**GIVEN DATA:**
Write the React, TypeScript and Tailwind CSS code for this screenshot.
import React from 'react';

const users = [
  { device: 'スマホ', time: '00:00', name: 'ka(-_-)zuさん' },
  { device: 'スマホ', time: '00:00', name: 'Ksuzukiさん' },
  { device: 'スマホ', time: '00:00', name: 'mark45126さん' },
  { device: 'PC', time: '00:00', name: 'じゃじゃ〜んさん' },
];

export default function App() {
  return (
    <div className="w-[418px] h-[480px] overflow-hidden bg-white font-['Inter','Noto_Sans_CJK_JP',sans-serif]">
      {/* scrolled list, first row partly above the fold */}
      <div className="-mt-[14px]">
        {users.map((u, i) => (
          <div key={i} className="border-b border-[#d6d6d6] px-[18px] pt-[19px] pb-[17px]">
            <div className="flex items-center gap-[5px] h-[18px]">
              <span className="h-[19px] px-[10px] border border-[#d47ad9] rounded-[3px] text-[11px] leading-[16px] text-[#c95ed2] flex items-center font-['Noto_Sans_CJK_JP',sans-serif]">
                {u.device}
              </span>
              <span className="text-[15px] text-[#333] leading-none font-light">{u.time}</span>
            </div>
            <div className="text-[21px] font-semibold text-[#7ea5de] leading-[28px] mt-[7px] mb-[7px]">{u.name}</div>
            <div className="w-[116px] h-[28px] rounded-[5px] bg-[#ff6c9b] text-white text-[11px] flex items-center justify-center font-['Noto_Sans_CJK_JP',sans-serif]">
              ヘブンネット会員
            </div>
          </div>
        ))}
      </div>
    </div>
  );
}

**WHAT IS REQUIRED:** Return nothing but the lines from the first line of the listing through the line with "import React from 'react';", please, keeping every one of them unchanged.

**FINAL RESULT:**
Write the React, TypeScript and Tailwind CSS code for this screenshot.
import React from 'react';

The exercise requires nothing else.